What needs to be done: Keep only those lines of the records that include the string "TypeScript".

Dataset records:
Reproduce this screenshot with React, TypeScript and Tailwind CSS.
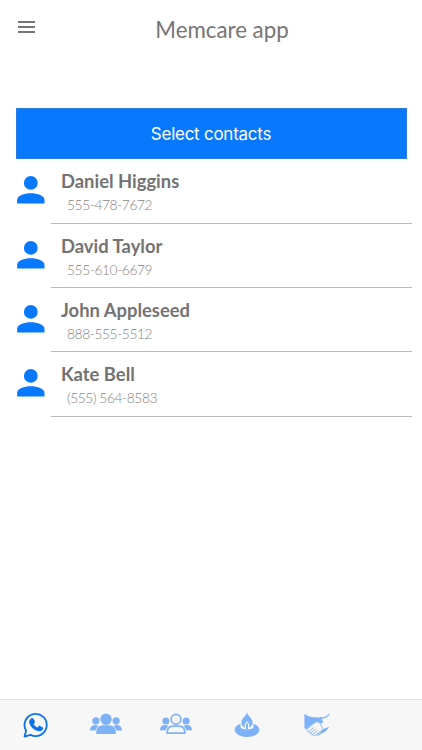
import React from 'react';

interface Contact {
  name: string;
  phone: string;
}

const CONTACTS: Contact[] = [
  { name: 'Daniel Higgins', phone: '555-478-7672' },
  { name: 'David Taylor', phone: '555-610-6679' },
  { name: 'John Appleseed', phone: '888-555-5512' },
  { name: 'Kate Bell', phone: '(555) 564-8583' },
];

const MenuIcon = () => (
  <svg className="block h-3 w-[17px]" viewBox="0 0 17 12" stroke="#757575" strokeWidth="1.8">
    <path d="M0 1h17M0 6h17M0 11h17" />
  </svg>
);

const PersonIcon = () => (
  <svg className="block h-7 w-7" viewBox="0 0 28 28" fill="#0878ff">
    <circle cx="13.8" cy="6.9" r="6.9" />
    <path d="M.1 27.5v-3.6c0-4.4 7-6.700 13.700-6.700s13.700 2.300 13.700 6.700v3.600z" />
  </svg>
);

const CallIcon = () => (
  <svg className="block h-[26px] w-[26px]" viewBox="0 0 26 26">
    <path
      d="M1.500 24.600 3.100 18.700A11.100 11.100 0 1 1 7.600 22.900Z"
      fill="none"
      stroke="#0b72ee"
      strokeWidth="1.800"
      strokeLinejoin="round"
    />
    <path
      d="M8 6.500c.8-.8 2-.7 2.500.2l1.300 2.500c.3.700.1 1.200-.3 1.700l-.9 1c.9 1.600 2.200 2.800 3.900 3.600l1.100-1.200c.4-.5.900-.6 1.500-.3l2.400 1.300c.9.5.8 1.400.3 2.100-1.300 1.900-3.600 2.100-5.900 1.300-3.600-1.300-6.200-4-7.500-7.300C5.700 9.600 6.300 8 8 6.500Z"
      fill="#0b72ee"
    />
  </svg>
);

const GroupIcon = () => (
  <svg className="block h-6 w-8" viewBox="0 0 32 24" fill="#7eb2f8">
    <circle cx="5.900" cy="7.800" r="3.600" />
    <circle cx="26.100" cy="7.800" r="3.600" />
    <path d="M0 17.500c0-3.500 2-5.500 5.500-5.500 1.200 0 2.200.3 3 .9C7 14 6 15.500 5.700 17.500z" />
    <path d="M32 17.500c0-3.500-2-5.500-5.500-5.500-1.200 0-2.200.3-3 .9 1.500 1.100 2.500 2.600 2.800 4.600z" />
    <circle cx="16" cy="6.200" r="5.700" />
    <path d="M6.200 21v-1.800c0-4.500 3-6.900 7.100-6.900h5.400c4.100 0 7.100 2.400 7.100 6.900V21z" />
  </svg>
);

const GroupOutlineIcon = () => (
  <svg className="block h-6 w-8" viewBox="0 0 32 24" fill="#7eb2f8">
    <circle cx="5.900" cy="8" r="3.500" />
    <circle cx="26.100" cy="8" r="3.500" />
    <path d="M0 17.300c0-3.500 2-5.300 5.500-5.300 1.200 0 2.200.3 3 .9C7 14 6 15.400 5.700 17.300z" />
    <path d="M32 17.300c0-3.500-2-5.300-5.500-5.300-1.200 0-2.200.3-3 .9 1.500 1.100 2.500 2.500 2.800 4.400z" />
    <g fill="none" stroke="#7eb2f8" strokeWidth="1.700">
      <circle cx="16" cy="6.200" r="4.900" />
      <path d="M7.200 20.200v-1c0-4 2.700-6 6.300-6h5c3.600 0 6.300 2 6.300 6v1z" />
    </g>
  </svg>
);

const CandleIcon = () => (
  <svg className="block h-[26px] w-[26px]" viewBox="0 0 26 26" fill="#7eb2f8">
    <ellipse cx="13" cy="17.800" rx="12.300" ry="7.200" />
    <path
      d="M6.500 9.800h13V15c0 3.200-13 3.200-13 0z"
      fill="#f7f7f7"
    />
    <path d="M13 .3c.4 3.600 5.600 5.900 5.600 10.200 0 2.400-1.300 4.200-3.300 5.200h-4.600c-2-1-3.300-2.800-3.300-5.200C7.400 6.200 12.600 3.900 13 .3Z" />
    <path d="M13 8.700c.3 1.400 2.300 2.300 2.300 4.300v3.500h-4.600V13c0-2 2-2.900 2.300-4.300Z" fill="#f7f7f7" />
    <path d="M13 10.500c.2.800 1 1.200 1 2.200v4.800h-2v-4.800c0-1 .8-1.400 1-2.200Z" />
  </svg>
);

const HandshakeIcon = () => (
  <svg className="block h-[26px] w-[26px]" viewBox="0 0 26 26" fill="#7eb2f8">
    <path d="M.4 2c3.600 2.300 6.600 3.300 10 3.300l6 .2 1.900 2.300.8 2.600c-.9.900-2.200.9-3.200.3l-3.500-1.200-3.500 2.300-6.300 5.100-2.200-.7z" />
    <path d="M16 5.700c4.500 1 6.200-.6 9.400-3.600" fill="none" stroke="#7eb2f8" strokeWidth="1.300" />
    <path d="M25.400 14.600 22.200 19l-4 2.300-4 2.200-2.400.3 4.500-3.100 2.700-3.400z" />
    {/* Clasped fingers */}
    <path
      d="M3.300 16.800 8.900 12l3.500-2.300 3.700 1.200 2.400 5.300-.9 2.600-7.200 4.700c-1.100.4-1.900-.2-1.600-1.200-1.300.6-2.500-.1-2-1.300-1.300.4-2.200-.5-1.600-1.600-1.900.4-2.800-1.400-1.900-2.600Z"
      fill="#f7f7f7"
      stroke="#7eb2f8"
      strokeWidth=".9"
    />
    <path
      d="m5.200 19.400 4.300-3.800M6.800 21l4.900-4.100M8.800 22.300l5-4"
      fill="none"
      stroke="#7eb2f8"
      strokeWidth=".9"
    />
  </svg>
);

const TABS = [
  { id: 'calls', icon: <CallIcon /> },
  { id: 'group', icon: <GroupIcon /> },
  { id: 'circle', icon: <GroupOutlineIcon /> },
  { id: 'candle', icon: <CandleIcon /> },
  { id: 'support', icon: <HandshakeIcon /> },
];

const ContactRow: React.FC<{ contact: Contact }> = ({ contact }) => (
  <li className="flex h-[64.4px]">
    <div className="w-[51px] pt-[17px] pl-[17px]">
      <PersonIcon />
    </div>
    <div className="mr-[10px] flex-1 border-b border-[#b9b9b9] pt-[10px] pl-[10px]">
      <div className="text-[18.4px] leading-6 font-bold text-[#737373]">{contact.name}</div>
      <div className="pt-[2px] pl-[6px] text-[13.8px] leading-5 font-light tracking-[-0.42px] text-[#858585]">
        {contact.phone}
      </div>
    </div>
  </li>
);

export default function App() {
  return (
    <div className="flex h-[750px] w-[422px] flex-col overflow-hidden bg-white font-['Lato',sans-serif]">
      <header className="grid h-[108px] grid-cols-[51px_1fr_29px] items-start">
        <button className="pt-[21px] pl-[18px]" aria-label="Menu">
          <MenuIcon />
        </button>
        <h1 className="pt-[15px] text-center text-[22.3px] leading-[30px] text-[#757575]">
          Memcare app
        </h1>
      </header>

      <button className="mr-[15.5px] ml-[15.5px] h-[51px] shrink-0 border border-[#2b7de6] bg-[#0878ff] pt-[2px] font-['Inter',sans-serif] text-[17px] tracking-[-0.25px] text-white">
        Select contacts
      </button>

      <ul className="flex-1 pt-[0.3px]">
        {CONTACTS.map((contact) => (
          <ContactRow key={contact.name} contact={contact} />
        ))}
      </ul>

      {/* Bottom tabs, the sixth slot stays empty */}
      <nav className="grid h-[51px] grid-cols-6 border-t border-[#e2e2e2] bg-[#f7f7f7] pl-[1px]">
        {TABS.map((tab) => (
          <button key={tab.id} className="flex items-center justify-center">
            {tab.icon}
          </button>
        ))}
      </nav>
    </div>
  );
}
==
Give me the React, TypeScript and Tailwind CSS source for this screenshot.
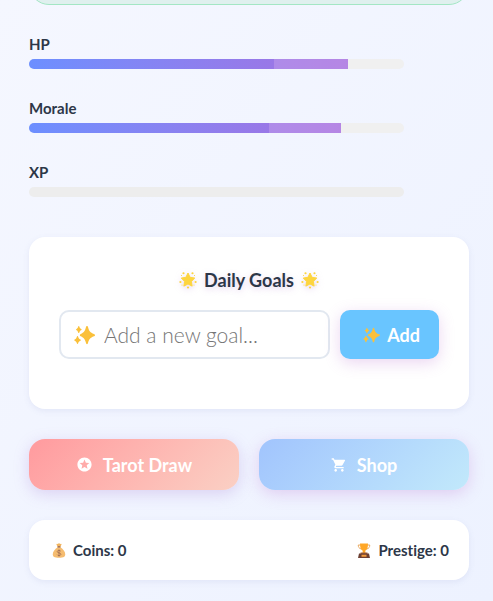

Answer for this exercise:
Reproduce this screenshot with React, TypeScript and Tailwind CSS.
Give me the React, TypeScript and Tailwind CSS source for this screenshot.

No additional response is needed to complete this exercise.